Monster Distribution overhaul


From my experience and what I read on the forums the monster distribution system needs an overhaul badly. Point one and two being the major issue. point three is more of something to do besides kill AI late game for xp, fighting the same army types repeatedly for xp gets boring.

1. Monsters being exteremely high level at start of game preventing or destroying expansion.

2. AI unaffected by monsters aggression and wandering.

3. Lack of monsters late game.

Monster population distribution should be based on the turn/season of the game. This would prevent the umberdroth swarms and dragons and such from being anywhere in the start. It gets really old being unable to expand because you are bordered on two sides by AI and the other two sides have monsters you will never defeat. I say never because by the time your one city is able to build anything capable of killing it you will be so far down the power scale the AI will tromp you first or take all your godl and make you unable to afford the units.

Start of the game should be broken down into easy, normal, tough, hard (being extremely rare.) Like a breakdown of 30% easy (mites, single imps, etc), 50% normal (spiders, imp armies, etc), 15% tough (cave bears) , 5% hard  (three ogre group.)  Those initial lairs produce nothing but those units until later in the game.

Later in the game like turn 100 (depending on the speed) you start populating newer higher level monsters into unpopulated/uncontrolled areas. Or have those monsters in the special zones start wandeirng out through the world. Have exisiting lairs create more monsters. Maybe even a few rare events of monsters appearing in controlled territory.

Bring back the random type event of players releasing more monsters into the world from EWOM. Late in game there is usually nothing left except to kill AI players and that kinda makes it hard to get an xp for units created late in the game. Which also bring another point of the huge unguarded areas of empires because you choke the AI players from entering your continental area, so your cities are empty of units.

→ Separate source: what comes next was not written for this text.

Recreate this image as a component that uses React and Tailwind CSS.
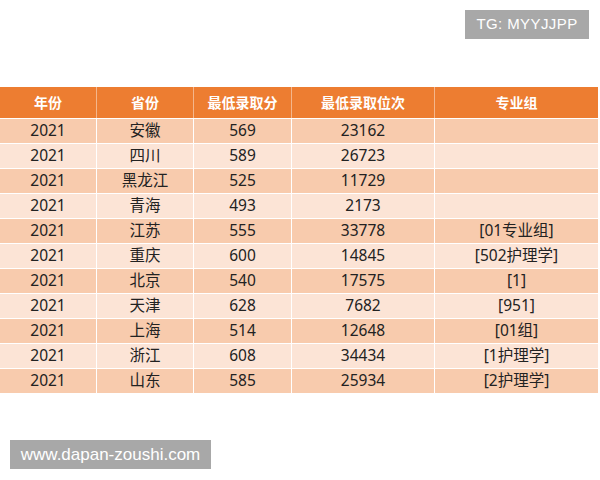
import React from 'react'

const rows = [
  ['2021', '安徽', '569', '23162', ''],
  ['2021', '四川', '589', '26723', ''],
  ['2021', '黑龙江', '525', '11729', ''],
  ['2021', '青海', '493', '2173', ''],
  ['2021', '江苏', '555', '33778', '[01专业组]'],
  ['2021', '重庆', '600', '14845', '[502护理学]'],
  ['2021', '北京', '540', '17575', '[1]'],
  ['2021', '天津', '628', '7682', '[951]'],
  ['2021', '上海', '514', '12648', '[01组]'],
  ['2021', '浙江', '608', '34434', '[1护理学]'],
  ['2021', '山东', '585', '25934', '[2护理学]'],
]

const headers = ['年份', '省份', '最低录取分', '最低录取位次', '专业组']
const cols = 'grid grid-cols-[97px_97px_98px_143px_163px]'

const App = () => {
  return (
    <div
      className="w-[600px] h-[480px] bg-white flex flex-col"
      style={{ fontFamily: '"Noto Sans", "Noto Sans CJK SC", sans-serif' }}
    >
      <div className="h-[87px] flex justify-end items-start pt-[10px] pr-[11px]">
        <div className="h-[29px] w-[124px] bg-[#a8a8a8] text-white text-[15px] flex items-center justify-center tracking-[0.4px]" style={{ fontFamily: '"Liberation Sans", sans-serif' }}>
          TG: MYYJJPP
        </div>
      </div>

      <div className="w-[598px]">
        <div className={`${cols} h-[31px] bg-[#ed7d31] text-white font-bold text-[14px]`}>
          {headers.map((h, i) => (
            <div key={i} className={`flex items-center justify-center ${i < 4 ? 'border-r border-[#f4b68c]' : ''}`}>
              {h}
            </div>
          ))}
        </div>
        {rows.map((r, ri) => (
          <div
            key={ri}
            className={`${cols} h-[25px] border-t border-white text-[15.5px] text-[#222] ${ri % 2 === 0 ? 'bg-[#f8cbad]' : 'bg-[#fce4d6]'}`}
          >
            {r.map((c, ci) => (
              <div key={ci} className={`flex items-center justify-center leading-none ${ci < 4 ? 'border-r border-white' : ''}`}>
                {c}
              </div>
            ))}
          </div>
        ))}
      </div>

      <div className="pt-[47px] pl-[10px]">
        <div className="h-[29px] w-[201px] bg-[#a8a8a8] text-white text-[17px] flex items-center justify-center" style={{ fontFamily: '"Liberation Sans", sans-serif' }}>
          www.dapan-zoushi.com
        </div>
      </div>
    </div>
  )
}

export default App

Have any tiles not covered by a city influence or warden influence be eiligible as uncontrolled when it comes to new monster generation. This would put more purpose into making warden outpost or destroying them. This would be a semi-decent solution to outpost spam because players spamming outposts are most likely not taking time to upgrade.

The wandering monsters are kind of out of hand. Far too many times I can see a tough monsters and ignore it. Then ten to fifteen turns later it starts wandering off from its lair. First off the monster should never leave its lair unguarded. It should wait until a second unit is created by its lair then wander off. Too many times it becomes too easy to aquire high end equipment because you play dance around the tiles with the tough spawns until you get into the lair.

Then on the other hand you have the annoying wanderers that wander five to six tiles just to destroy resources. Warden outposts was supposed to be a solution for that, but they do not work.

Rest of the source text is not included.